Chapter 04 A Roadside Stand

About the poet

Robert Frost (1874-1963) is a highly acclaimed American poet of the twentieth century. Robert Frost wrote about characters, people and landscapes. His poems are concerned with human tragedies and fears, his reaction to the complexities of life and his ultimate acceptance of his burdens. Stopping by the Woods on a Snowy Evening, Birches, Mending walls are a few of his well-known poems. In the poem A Roadside Stand, Frost presents the lives of poor deprived people with pitiless clarity and with the deepest sympathy and humanity.

Before you read
Have you ever stopped at a roadside stand? What have you observed there?

The little old house was out with a little new shed
In front at the edge of the road where the traffic sped,
A roadside stand that too pathetically pled,
It would not be fair to say for a dole of bread,
But for some of the money, the cash, whose flow supports
The flower of cities from sinking and withering faint.
The polished traffic passed with a mind ahead,
Or if ever aside a moment, then out of sorts
At having the landscape marred with the artless paint
Of signs that with $\mathrm{N}$ turned wrong and $\mathrm{S}$ turned wrong
Offered for sale wild berries in wooden quarts,
Or crook-necked golden squash with silver warts,
Or beauty rest in a beautiful mountain scene,
You have the money, but if you want to be mean,
Why keep your money (this crossly) and go along.
The hurt to the scenery wouldn’t be my complaint
So much as the trusting sorrow of what is unsaid:
Here far from the city we make our roadside stand
And ask for some city money to feel in hand
To try if it will not make our being expand,
And give us the life of the moving-pictures’ promise
That the party in power is said to be keeping from us.

It is in the news that all these pitiful kin
Are to be bought out and mercifully gathered in
To live in villages, next to the theatre and the store,
Where they won’t have to think for themselves anymore,
While greedy good-doers, beneficent beasts of prey,
Swarm over their lives enforcing benefits
That are calculated to soothe them out of their wits,
And by teaching them how to sleep they sleep all day,
Destroy their sleeping at night the ancient way.

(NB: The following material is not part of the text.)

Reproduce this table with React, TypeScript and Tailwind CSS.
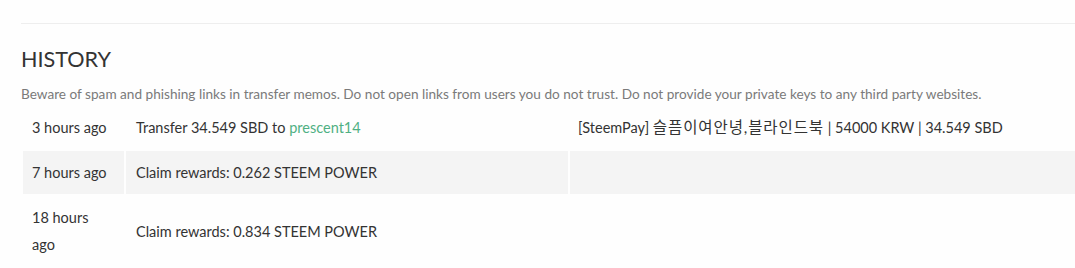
const rows = [
  {
    when: "3 hours ago",
    what: (
      <>
        Transfer 34.549 SBD to <a className="text-[#4fb083]">prescent14</a>
      </>
    ),
    memo: (
      <>
        [SteemPay] <span className="text-[15.5px] leading-[20px] tracking-[0.9px]">슬픔이여안녕,블라인드북</span> | 54000 KRW | 34.549 SBD
      </>
    ),
  },
  { when: "7 hours ago", what: "Claim rewards: 0.262 STEEM POWER", memo: null },
  { when: "18 hours ago", what: "Claim rewards: 0.834 STEEM POWER", memo: null },
];

export default function App() {
  return (
    <div className="min-h-[268px] w-[1075px] overflow-hidden bg-[#fefefe] font-['Lato','Noto_Sans_CJK_KR',sans-serif] text-[#333]">
      <div className="pl-[21px] pt-[23px]">
        <div className="border-t border-[#eeeeee]" />
        <h4 className="mt-[20px] text-[21.6px] leading-[30px] text-[#333]">HISTORY</h4>
        <p className="mt-[11px] text-[13.62px] leading-[18px] text-[#7a7a7a]">
          Beware of spam and phishing links in transfer memos. Do not open links from users you do not trust. Do not
          provide your private keys to any third party websites.
        </p>
        <table className="mt-[1px] w-[1100px] table-fixed border-separate border-spacing-[2px] text-[14.5px] leading-[27px]">
          <colgroup>
            <col className="w-[101px]" />
            <col className="w-[442px]" />
            <col />
          </colgroup>
          <tbody>
            {rows.map((r, i) => (
              <tr key={i} className={i % 2 === 1 ? "bg-[#f4f4f4]" : "bg-[#fefefe]"}>
                <td className="py-[8px] pl-[9px] pr-[12px] align-middle">{r.when}</td>
                <td className="py-[8px] pl-[10px] pr-[8px] align-middle">{r.what}</td>
                <td className="py-[8px] pl-[8px] align-middle whitespace-nowrap">{r.memo}</td>
              </tr>
            ))}
          </tbody>
        </table>
        <div className="border-t border-[#eeeeee]" />
      </div>
    </div>
  );
}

Sometimes I feel myself I can hardly bear
The thought of so much childish longing in vain,
The sadness that lurks near the open window there,
That waits all day in almost open prayer
For the squeal of brakes, the sound of a stopping car,
Of all the thousand selfish cars that pass,
Just one to inquire what a farmer’s prices are.
And one did stop, but only to plow up grass
In using the yard to back and turn around;
And another to ask the way to where it was bound;

And another to ask could they sell it a gallon of gas
They couldn’t (this crossly); they had none, didn’t it see?

No, in country money, the country scale of gain,
The requisite lift of spirit has never been found,
Or so the voice of the country seems to complain,
I can’t help owning the great relief it would be
To put these people at one stroke out of their pain.
And then next day as I come back into the sane,
I wonder how I should like you to come to me
And offer to put me gently out of my pain.

Think it out

1. The city folk who drove through the countryside hardly paid any heed to the roadside stand or to the people who ran it. If at all they did, it was to complain. Which lines bring this out? What was their complaint about?

2. What was the plea of the folk who had put up the roadside stand?

3. The government and other social service agencies appear to help the poor rural people, but actually do them no good. Pick out the words and phrases that the poet uses to show their double standards.

4. What is the ‘childish longing’ that the poet refers to? Why is it ‘vain’?

5. Which lines tell us about the insufferable pain that the poet feels at the thought of the plight of the rural poor?

Talk about it

Discuss in small groups.

The economic well-being of a country depends on a balanced development of the villages and the cities.

Try this out

You could stop at a dhaba or a roadside eatery on the outskirts of your town or city to see

1. how many travellers stop there to eat?

2. how many travellers stop for other reasons?

3. how the shopkeepers are treated?

4. the kind of business the shopkeepers do.

5. the kind of life they lead.

Notice the rhyme scheme. Is it consistent or is there an occasional variance? Does it indicate thought predominating over sound pattern?

Notice the stanza divisions. Do you find a shift to a new idea in successive stanzas?